** BEGIN Collected material **

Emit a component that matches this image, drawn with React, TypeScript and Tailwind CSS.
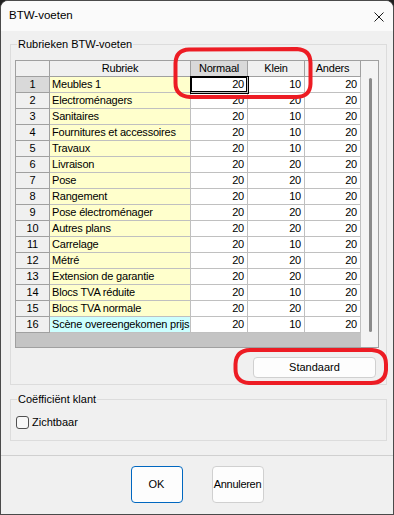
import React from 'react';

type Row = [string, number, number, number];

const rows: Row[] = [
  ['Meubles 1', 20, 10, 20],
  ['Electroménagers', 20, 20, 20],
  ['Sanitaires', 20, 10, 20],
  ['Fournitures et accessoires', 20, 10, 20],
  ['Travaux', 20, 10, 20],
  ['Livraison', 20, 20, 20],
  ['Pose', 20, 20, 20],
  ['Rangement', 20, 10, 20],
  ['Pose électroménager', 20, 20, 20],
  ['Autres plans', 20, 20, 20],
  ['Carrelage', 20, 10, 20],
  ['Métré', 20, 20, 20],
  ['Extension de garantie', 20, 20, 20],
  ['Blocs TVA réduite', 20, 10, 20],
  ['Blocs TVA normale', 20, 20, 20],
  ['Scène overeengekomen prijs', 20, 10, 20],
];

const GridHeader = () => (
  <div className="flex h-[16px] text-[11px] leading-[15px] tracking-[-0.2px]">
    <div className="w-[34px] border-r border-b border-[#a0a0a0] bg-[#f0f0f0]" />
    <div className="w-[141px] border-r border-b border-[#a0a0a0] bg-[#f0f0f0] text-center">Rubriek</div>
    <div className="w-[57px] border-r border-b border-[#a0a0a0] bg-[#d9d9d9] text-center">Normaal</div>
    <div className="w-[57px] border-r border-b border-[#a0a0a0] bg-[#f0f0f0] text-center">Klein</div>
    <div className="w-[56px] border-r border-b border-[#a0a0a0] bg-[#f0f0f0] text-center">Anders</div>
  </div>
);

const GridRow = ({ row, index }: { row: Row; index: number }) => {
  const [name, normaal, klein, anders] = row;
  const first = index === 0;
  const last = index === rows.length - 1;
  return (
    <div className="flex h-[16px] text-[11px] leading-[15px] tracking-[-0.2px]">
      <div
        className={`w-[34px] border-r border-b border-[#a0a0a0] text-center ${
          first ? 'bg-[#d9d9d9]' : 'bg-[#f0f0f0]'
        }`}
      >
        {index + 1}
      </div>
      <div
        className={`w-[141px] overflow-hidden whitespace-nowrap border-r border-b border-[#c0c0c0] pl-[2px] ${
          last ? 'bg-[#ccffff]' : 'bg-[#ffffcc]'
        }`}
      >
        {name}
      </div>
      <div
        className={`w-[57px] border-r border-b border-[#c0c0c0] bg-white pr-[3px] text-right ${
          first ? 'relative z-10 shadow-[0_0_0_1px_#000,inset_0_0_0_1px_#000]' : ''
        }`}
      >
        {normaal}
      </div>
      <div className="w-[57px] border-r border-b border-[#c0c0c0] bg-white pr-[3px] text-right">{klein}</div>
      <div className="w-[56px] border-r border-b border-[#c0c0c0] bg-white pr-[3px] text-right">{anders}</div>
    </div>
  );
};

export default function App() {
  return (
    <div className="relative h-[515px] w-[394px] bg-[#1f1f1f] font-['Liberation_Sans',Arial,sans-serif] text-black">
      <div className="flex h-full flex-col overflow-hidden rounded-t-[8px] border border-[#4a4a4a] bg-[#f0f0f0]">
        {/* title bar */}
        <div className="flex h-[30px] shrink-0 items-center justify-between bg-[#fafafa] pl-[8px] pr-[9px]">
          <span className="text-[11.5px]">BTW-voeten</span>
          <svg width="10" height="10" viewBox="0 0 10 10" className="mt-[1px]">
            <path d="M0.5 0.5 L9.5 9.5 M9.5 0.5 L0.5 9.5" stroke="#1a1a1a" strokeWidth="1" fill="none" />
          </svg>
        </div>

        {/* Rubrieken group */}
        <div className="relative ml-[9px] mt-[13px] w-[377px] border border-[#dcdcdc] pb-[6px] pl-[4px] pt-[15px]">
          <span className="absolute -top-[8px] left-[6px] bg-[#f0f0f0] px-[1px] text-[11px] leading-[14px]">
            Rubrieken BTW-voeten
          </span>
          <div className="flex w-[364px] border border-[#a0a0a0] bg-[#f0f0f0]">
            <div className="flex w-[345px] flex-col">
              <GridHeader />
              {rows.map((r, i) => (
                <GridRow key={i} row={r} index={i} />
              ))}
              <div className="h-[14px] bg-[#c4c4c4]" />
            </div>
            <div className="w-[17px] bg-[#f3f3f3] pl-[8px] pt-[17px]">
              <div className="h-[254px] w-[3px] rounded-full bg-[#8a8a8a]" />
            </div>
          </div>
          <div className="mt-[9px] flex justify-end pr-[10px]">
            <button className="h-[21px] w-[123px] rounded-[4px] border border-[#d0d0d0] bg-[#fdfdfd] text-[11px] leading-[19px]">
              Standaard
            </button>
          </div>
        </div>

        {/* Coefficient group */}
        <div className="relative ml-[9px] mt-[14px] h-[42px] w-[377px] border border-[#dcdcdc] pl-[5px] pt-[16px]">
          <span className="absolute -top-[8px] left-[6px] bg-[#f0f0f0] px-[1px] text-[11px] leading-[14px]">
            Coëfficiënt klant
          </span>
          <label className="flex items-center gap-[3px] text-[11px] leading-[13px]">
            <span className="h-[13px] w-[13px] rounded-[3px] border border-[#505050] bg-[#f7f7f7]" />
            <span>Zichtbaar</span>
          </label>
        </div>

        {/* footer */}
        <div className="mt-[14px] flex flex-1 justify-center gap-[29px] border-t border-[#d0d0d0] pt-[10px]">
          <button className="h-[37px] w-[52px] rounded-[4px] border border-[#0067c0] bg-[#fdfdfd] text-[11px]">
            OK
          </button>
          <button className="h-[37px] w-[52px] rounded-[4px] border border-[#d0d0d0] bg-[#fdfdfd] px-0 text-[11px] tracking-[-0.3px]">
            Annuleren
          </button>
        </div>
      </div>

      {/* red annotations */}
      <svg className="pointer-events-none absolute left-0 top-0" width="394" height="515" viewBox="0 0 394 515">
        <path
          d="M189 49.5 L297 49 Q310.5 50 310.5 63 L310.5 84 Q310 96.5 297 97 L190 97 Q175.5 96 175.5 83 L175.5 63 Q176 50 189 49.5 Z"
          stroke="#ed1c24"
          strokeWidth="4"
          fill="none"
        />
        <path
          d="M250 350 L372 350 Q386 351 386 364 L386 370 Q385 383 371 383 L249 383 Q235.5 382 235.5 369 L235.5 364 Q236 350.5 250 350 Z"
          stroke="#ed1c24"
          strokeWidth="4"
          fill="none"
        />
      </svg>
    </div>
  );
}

** END Collected material **

### Task brief
Repeat the lines above, starting at the first and stopping after the line that holds "type Row = [string, number, number, number];", with the pictures left out.

### Full response
Emit a component that matches this image, drawn with React, TypeScript and Tailwind CSS.
import React from 'react';

type Row = [string, number, number, number];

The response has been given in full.